De in vitro onderzoeksmethode is nog erg nieuw. In 2019 heeft Cosmetics Europe¸de Europese brancheorganisatie voor de cosmetica- en persoonlijke verzorgingsindustrie, deze methode voor het eerst beschreven in een protocol. De in vitro methode is makkelijker uit te voeren dan de methode die de fabrikanten toepassen. Er zijn minder menselijke handelingen en beoordelingen nodig. Dat maakt de in vitro methode ook robuuster dan de in vivo methode: er is minder risico op een meetfout of op variaties in de uitkomsten.
Beide methoden toegepast
Nadat we de producten hadden getest volgens de in vitro methode hebben we een aantal producten ook laten testen volgens de in vivo methode. Dit gebeurde in een onafhankelijk laboratorium. Bij sommige producten vond het laboratorium een andere SPF dan wij hadden gemeten met de in vitro methode. Daarmee werd duidelijk dat verschillende onderzoeksmethoden kunnen leiden tot verschillende onderzoeksresultaten.
Bij sommige producten waren de verschillen groot. De SPF viel lager uit als deze werd gemeten met de nieuwe in vitro methode. Dit is opmerkelijk. Een mogelijke verklaring is dat er bij de oudere in vivo methode vooral wordt gelet op de roodheid van de huid. Maar in zonnebrandmiddelen zitten soms stoffen die voorkomen dat de huid rood kleurt. De huid is dan misschien niet rood, maar dat is nog geen bewijs dat de zonnebrandmiddelen de schadelijke UV-straling helemaal hebben tegengehouden. Bij de in vitro methode kijken we juist wel in hoeverre de UV-straling wordt tegengehouden.

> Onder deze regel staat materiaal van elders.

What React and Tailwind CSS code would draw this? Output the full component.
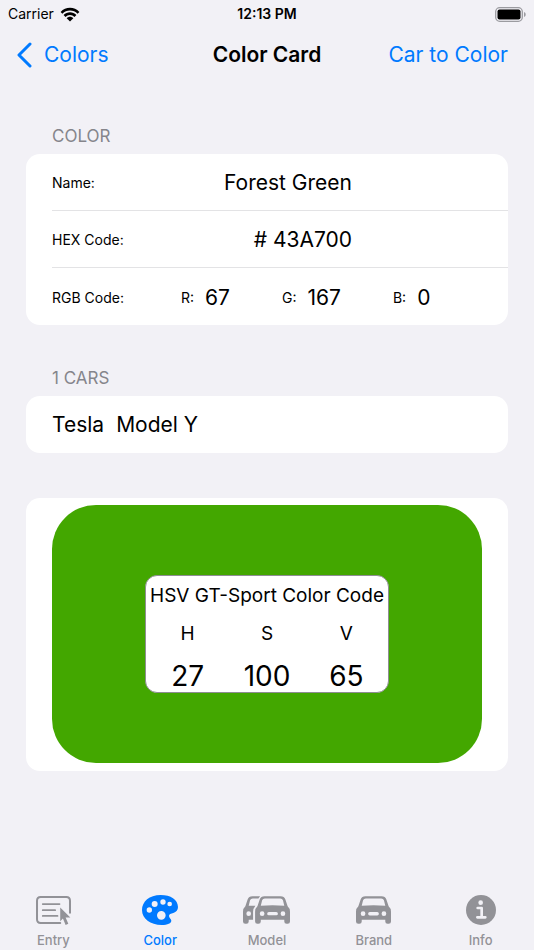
import { useState } from 'react'

function WifiIcon() {
  return (
    <svg viewBox="0 0 20 15" className="h-[15px] w-5" aria-hidden="true">
      <path d="M0.6 4.9C3.2 2.2 6.5 0.8 10 0.8s6.8 1.4 9.4 4.1l-1.8 1.9C15.5 4.6 12.9 3.5 10 3.5S4.5 4.6 2.4 6.8z" />
      <path d="M3.6 8C5.4 6.2 7.6 5.2 10 5.2s4.6 1 6.4 2.8l-1.9 1.9C13.2 8.6 11.7 7.9 10 7.9s-3.2 0.7-4.5 2z" />
      <path d="M6.7 11.2C7.6 10.2 8.7 9.7 10 9.7s2.4 0.5 3.3 1.5L10 14.6z" />
    </svg>
  )
}

function BatteryIcon() {
  return (
    <svg viewBox="0 0 31 15" className="h-[15px] w-[31px]" aria-hidden="true">
      <rect x="0.7" y="0.7" width="26.6" height="13.6" rx="4" fill="none" stroke="#9b9ba0" strokeWidth="1.3" />
      <rect x="2.5" y="2.5" width="23" height="10" rx="2" />
      <path d="M29 5c1.2 0.5 1.7 1.4 1.7 2.5S30.2 9.5 29 10z" fill="#9b9ba0" />
    </svg>
  )
}

function EntryIcon() {
  return (
    <svg viewBox="0 0 104 86" className="h-[29px] w-[35px]" fill="none" stroke="currentColor" strokeLinecap="round" aria-hidden="true">
      <path d="M72 80H14Q3 80 3 69V14Q3 3 14 3H90Q101 3 101 14V50" strokeWidth="6" />
      <path d="M20 24H70M20 42H57M20 59H64" strokeWidth="5" />
      <path d="M72 34V75L80 67L88 86L96 82L88 64H102Z" fill="currentColor" stroke="none" />
    </svg>
  )
}

function PaletteIcon() {
  return (
    <svg viewBox="0 0 108 90" className="h-[30px] w-9" fill="currentColor" aria-hidden="true">
      <path
        fillRule="evenodd"
        d="M56 0C22 0 0 20 0 45C0 71 25 90 59 90C77 90 88 84 88 77C88 72 81 69 81 63C81 57 87 56 94 54C103 51 108 45 108 36C108 14 86 0 56 0Z
          M14 45a8 8 0 1 0 16 0a8 8 0 1 0 -16 0Z
          M29 27a9 9 0 1 0 18 0a9 9 0 1 0 -18 0Z
          M55 21a8 8 0 1 0 16 0a8 8 0 1 0 -16 0Z
          M76 27a7 7 0 1 0 14 0a7 7 0 1 0 -14 0Z
          M45 61a13 13 0 1 0 26 0a13 13 0 1 0 -26 0Z"
      />
    </svg>
  )
}

const CAR_PATH = `M28 0H76Q87 0 90 9L97 30Q104 36 104 46V75Q104 82 97 82H94Q87 82 87 75V70H17V75Q17 82 10 82H7Q0 82 0 75V46Q0 36 7 30L14 9Q17 0 28 0Z
  M29 7Q23 7 21 12L17 28Q52 26 87 28L83 12Q81 7 75 7Z
  M14 52a7 7 0 1 0 14 0a7 7 0 1 0 -14 0Z
  M76 52a7 7 0 1 0 14 0a7 7 0 1 0 -14 0Z
  M41 47Q36 47 36 52Q36 57 41 57H63Q68 57 68 52Q68 47 63 47Z`

function CarIcon() {
  return (
    <svg viewBox="0 0 104 82" className="h-7 w-[35px]" fill="currentColor" aria-hidden="true">
      <path fillRule="evenodd" d={CAR_PATH} />
    </svg>
  )
}

function CarsIcon() {
  return (
    <svg viewBox="0 0 140 82" className="h-7 w-[47px]" fill="currentColor" aria-hidden="true">
      <path
        fillRule="evenodd"
        d="M51 0H28Q17 0 14 9L7 30Q0 36 0 46V75Q0 82 7 82H10Q17 82 17 75V70H30V46Q30 36 37 28H17L21 12Q23 7 29 7H46Z
          M10 52a7 7 0 1 0 14 0a7 7 0 1 0 -14 0Z"
      />
      <path fillRule="evenodd" transform="translate(36 0)" d={CAR_PATH} />
    </svg>
  )
}

function InfoIcon() {
  return (
    <svg viewBox="0 0 90 90" className="h-[30px] w-[30px]" aria-hidden="true">
      <circle cx="45" cy="45" r="45" fill="currentColor" />
      <circle cx="44" cy="23" r="7" fill="#f2f1f6" />
      <path d="M35 39H47V66M34 67H58" fill="none" stroke="#f2f1f6" strokeWidth="8" strokeLinecap="round" strokeLinejoin="round" />
    </svg>
  )
}

const TABS = [
  { name: 'Entry', Icon: EntryIcon },
  { name: 'Color', Icon: PaletteIcon },
  { name: 'Model', Icon: CarsIcon },
  { name: 'Brand', Icon: CarIcon },
  { name: 'Info', Icon: InfoIcon },
]

const RGB = [['R', 67], ['G', 167], ['B', 0]]
const HSV = [['H', 27], ['S', 100], ['V', 65]]

function Row({ label, children }) {
  return (
    <div className="flex h-[57px] items-center pt-0.5">
      <dt className="w-[129px] shrink-0 text-sm">{label}</dt>
      {children}
    </div>
  )
}

export default function App() {
  const [tab, setTab] = useState('Color')

  return (
    <div className="flex min-h-screen flex-col bg-[#f2f1f6] font-['Inter',sans-serif] text-black">
      {/* Status bar */}
      <div className="grid h-7 grid-cols-3 items-center px-2 text-sm">
        <div className="flex items-center gap-1.5">
          Carrier
          <WifiIcon />
        </div>
        <div className="text-center font-semibold">12:13 PM</div>
        <div className="flex justify-end">
          <BatteryIcon />
        </div>
      </div>

      <header className="grid h-[54px] grid-cols-[1fr_auto_1fr] items-center px-4 text-[21px]">
        <a href="#colors" className="flex items-center gap-3 text-[#007aff]">
          <svg viewBox="0 0 16 26" className="h-[26px] w-4" fill="none" stroke="currentColor" strokeWidth="3" strokeLinecap="round" strokeLinejoin="round" aria-hidden="true">
            <path d="M14 2L3 13L14 24" />
          </svg>
          Colors
        </a>
        <h1 className="font-semibold">Color Card</h1>
        <a href="#car-to-color" className="pr-2.5 text-right text-[#007aff]">Car to Color</a>
      </header>

      <main className="flex-1 px-[26px] pt-[42px]">
        <h2 className="px-[26px] text-[17px] leading-6 text-[#85858b]">COLOR</h2>
        <dl className="mt-1.5 divide-y divide-[#e3e3e5] rounded-[14px] bg-white pl-[26px]">
          <Row label="Name:">
            <dd className="w-[171px] text-right text-[21px]">Forest Green</dd>
          </Row>
          <Row label="HEX Code:">
            <dd className="w-[171px] text-right text-[21px]"># 43A700</dd>
          </Row>
          <Row label="RGB Code:">
            <dd className="flex gap-[52px]">
              {RGB.map(([name, value]) => (
                <span key={name} className="flex items-center gap-[11px]">
                  <span className="text-sm">{name}:</span>
                  <span className="text-[21px]">{value}</span>
                </span>
              ))}
            </dd>
          </Row>
        </dl>

        <h2 className="mt-[41px] px-[26px] text-[17px] leading-6 text-[#85858b]">1 CARS</h2>
        <ul className="mt-1.5 rounded-[14px] bg-white px-[26px]">
          <li className="flex h-[57px] items-center gap-3 text-[21px]">
            <span>Tesla</span>
            <span>Model Y</span>
          </li>
        </ul>

        <section className="mt-[45px] rounded-[14px] bg-white px-[26px] pt-[7px] pb-2">
          <div className="flex h-[258px] items-center justify-center rounded-[44px] bg-[#43a700]">
            <div className="w-[244px] rounded-xl border border-[#8e8e93] bg-white text-center">
              <h3 className="pt-1.5 text-[19px] leading-7 whitespace-nowrap">HSV GT-Sport Color Code</h3>
              <dl className="grid grid-cols-3 px-0.5">
                {HSV.map(([name, value]) => (
                  <div key={name}>
                    <dt className="pt-2 text-[19px] leading-8">{name}</dt>
                    <dd className="pt-2.5 text-[28px] leading-8">{value}</dd>
                  </div>
                ))}
              </dl>
            </div>
          </div>
        </section>
      </main>

      <nav className="grid grid-cols-5 pb-0.5">
        {TABS.map(({ name, Icon }) => (
          <button
            key={name}
            type="button"
            onClick={() => setTab(name)}
            aria-current={tab === name ? 'page' : undefined}
            className={`flex flex-col items-center gap-1.5 text-[13px] leading-4 font-medium ${tab === name ? 'text-[#007aff]' : 'text-[#929297]'}`}
          >
            <span className="flex h-8 items-center">
              <Icon />
            </span>
            {name}
          </button>
        ))}
      </nav>
    </div>
  )
}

Hoe hebben wij gehandhaafd?
Momenteel gebruiken de meeste fabrikanten van zonnebrandmiddelen de in vivo onderzoeksmethode om de SPF te bepalen. Dat is wettelijk gezien ook toegestaan. Als zij de gemeten SPF op het etiket vermelden, werken ze volgens de eisen van Cosmeticaverordening EG 1223/2009, het Warenwetbesluit cosmetische producten 2011 en EU-verordening 655/2013. In de laatste staan regels voor beweringen of claims, zoals het vermelden van de SPF.
Maar fabrikanten moeten er ook voor zorgen dat hun producten veilig zijn. Daarom hebben wij erop gewezen dat de in vitro onderzoeksmethode soms tot andere resultaten leidt en een lagere SPF laat zien. Dit kan voor fabrikanten een reden zijn om hun eigen onderzoek te herzien.
Bij 3 producten viel de SPF niet alleen lager uit als er werd getest volgens de in vitro methode, maar ook als er werd getest volgens de in vivo methode. Als een in vivo gemeten SPF afwijkt van die op het etiket, voldoet de fabrikant niet aan de wettelijke eisen. In die gevallen hebben wij gehandhaafd volgens ons interventiebeleid.
Vervolgaanpak: meer onderzoek
Consumenten moeten erop kunnen vertrouwen dat zonnebrandmiddelen doen wat zij beloven. Daarom is meer onderzoek nodig.
We hebben onze onderzoeksresultaten gedeeld met de betreffende fabrikanten en de Nederlandse brancheorganisatie voor cosmetische producten. Wij gaan monitoren hoe zij hiermee omgaan. We verwachten dat de branche nu zelf onderzoek gaat doen en waar nodig de SPF op de producten gaat aanpassen of de formulering van de producten verandert zodat deze aan de vermelde SPF voldoen.
Ondertussen doet Bureau Risicobeoordeling & onderzoek (BuRO) van de NVWA ook onderzoek. BuRO gaat na hoe bescherming tegen de zon het best gemeten kan worden. Hierbij maakt BuRO gebruik van de meest recente wetenschappelijke inzichten rondom de risico’s van de zon. De verwachting is dat BuRO hier in 2024 een advies over uitbrengt.
Door de Europese Commissie is een speciale werkgroep opgericht om de uit 2006 daterende Aanbeveling rondom zonnebrandproducten te herzien. Het Ministerie van VWS neemt namens Nederland deel aan deze werkgroep. Vertegenwoordigers van de branche en (Europese) consumentenorganisaties sluiten ook aan. Deze werkgroep komt in juni 2024 voor het eerst in Brussel bij elkaar, en zal gebruikmaken van onze onderzoeksresultaten.